Many people believe that lawyers and attorneys are one and the same and often interchange these titles when discussing all things legal. The little known fact is there are slight differences between lawyers and attorneys which lawyers and attorneys prefer to keep to themselves.
First of all, an attorney is a lawyer but a lawyer is not necessarily an attorney. How so?
An attorney is someone who has successfully graduated from law school, passed the bar exam, and has a license to practice law.
Also, a lawyer can give legal advice and counsel but he may not act as a legal representative in a court of law until he takes and passes the bar.
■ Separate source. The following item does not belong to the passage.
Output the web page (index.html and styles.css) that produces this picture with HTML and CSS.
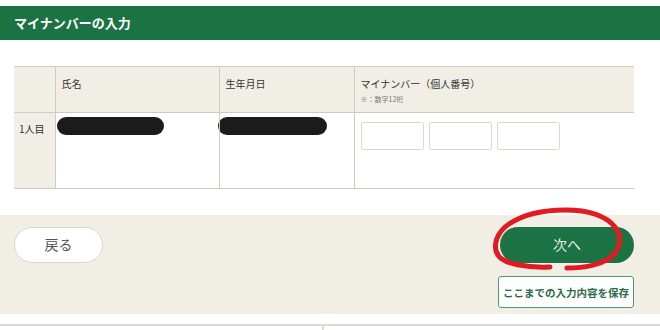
FILE: index.html
```html
<!DOCTYPE html>
<html lang="ja">
<head>
<meta charset="utf-8">
<link rel="stylesheet" href="styles.css">
</head>
<body>
<div class="page">
  <div class="title">マイナンバーの入力</div>
  <div class="content">
    <table class="grid">
      <colgroup>
        <col class="c1"><col class="c2"><col class="c3"><col class="c4">
      </colgroup>
      <thead>
        <tr>
          <th></th>
          <th>氏名</th>
          <th>生年月日</th>
          <th>マイナンバー（個人番号）<span class="note">※：数字12桁</span></th>
        </tr>
      </thead>
      <tbody>
        <tr>
          <th class="rowhead">1人目</th>
          <td><span class="redact r1"></span></td>
          <td><span class="redact r2"></span></td>
          <td>
            <div class="inputs">
              <input class="box" type="text">
              <input class="box" type="text">
              <input class="box" type="text">
            </div>
          </td>
        </tr>
      </tbody>
    </table>
  </div>
  <div class="footer">
    <button class="back">戻る</button>
    <div class="right">
      <button class="next">次へ</button>
      <button class="save">ここまでの入力内容を保存</button>
    </div>
  </div>
  <div class="bottom">
    <div class="bcell first"></div>
    <div class="bcell"></div>
  </div>
  <svg class="scribble" width="660" height="330" viewBox="0 0 660 330">
    <path d="M550 267 C528 268 503 264 498 255 C492 246 497 232 509 224 C524 214 545 210 565 210 C588 210 606 216 615 227 C623 238 620 250 610 258 C598 266 582 268 567 268" fill="none" stroke="#e01b22" stroke-width="5" stroke-linecap="round"/>
  </svg>
</div>
</body>
</html>
```

FILE: styles.css
```css
* { box-sizing: border-box; }
html, body { margin: 0; padding: 0; background: #fff; }
body {
  font-family: "Noto Sans CJK JP", "Noto Sans", sans-serif;
  color: #333;
  width: 660px;
  height: 330px;
  overflow: hidden;
}
.page { position: relative; padding-top: 6px; }
.title {
  height: 34px;
  background: #1b7343;
  color: #fff;
  font-weight: bold;
  font-size: 13px;
  line-height: 34px;
  padding-left: 14px;
}
.content { padding: 26px 26px 0 14px; }
.grid {
  width: 620px;
  border-collapse: collapse;
  table-layout: fixed;
}
.c1 { width: 41px; }
.c2 { width: 164px; }
.c3 { width: 135px; }
.c4 { width: 280px; }
.grid th, .grid td {
  border: 1px solid #cfcbc4;
  text-align: left;
  vertical-align: top;
  font-weight: normal;
}
.grid tr > :first-child { border-left: none; }
.grid tr > :last-child { border-right: none; }
.grid thead th {
  background: #f1eee5;
  height: 46px;
  font-size: 10px;
  line-height: 14px;
  padding: 10px 6px 0 6px;
}
.note {
  display: block;
  font-size: 7px;
  line-height: 10px;
  color: #777;
  margin-top: 3px;
}
.grid tbody th, .grid tbody td { height: 76px; }
.rowhead {
  background: #f1eee5;
  font-size: 10px;
  line-height: 14px;
  padding: 9px 0 0 5px;
}
.grid tbody td { padding: 4px 0 0 1px; background: #fff; }
.redact {
  display: block;
  height: 18px;
  background: #1c1c1c;
  border-radius: 9px;
}
.r1 { width: 107px; }
.r2 { width: 109px; margin-left: -3px; }
.inputs { display: flex; gap: 5px; padding: 5px 0 0 5px; }
.box {
  width: 63px;
  height: 28px;
  border: 1px solid #dcd8d0;
  border-radius: 2px;
  background: #fff;
  margin: 0;
  padding: 0;
}
.footer {
  margin-top: 26px;
  height: 99px;
  background: #f1eee5;
  padding: 12px 26px 0 14px;
  display: flex;
  justify-content: space-between;
  align-items: flex-start;
}
.back {
  width: 89px;
  height: 36px;
  border: 1px solid #ddd6c8;
  border-radius: 18px;
  background: #fff;
  color: #555;
  font-family: inherit;
  font-size: 14px;
  padding: 0 0 3px 0;
}
.right {
  display: flex;
  flex-direction: column;
  align-items: flex-end;
  gap: 13px;
}
.next {
  width: 134px;
  height: 36px;
  border: none;
  border-radius: 18px;
  background: #1b7343;
  color: #e3efe4;
  font-family: inherit;
  font-size: 14px;
  padding: 0 0 3px 0;
}
.save {
  width: 136px;
  height: 32px;
  border: 1px solid #4f9a6c;
  border-radius: 3px;
  background: #fff;
  color: #2b6a46;
  font-family: inherit;
  font-weight: bold;
  font-size: 10.5px;
  padding: 0;
  white-space: nowrap;
}
.bottom {
  margin-top: 10px;
  display: grid;
  grid-template-columns: 324px 1fr;
  border-top: 2px solid #dcdad6;
  height: 10px;
}
.bcell.first { border-right: 2px solid #dcdad6; }
.scribble { position: absolute; left: 0; top: 0; pointer-events: none; }
```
Fortunately, in the United States, most lawyers will automatically pursue the ultimate goal of passing the bar as a standard of excellence, to add to their credentials, and also because it is expected of them to do so.
Difference between an Attorney and Paralegal
Unlike lawyers and attorneys where the distinction is barely visible, paralegals and attorneys are miles apart in terms of qualifications and credentials. An attorney not only has to pass the bar exam, he or she should also graduate from an accredited ABA law school, pass state screening, pay annual fees for a license to practice, and follow strict ethical standards set by the American Bar Association (ABA). For his efforts, he can give legal advice, stand and represent clients in any legal proceeding, and basically, practice law as an individual or as part of a law firm.
A paralegal is required to take law as a degree course and can work as a paralegal by passing a certificate training program for paralegals. Most paralegals are given their title by the attorneys who hire them. Their work consists mostly of legal research, preparing drafts of legal documents, record-keeping, and administrative work in a law firm. They are not allowed to dispense legal advice or represent clients in any legal proceeding. Everything they do as a paralegal must have the stamp of an attorney’s approval.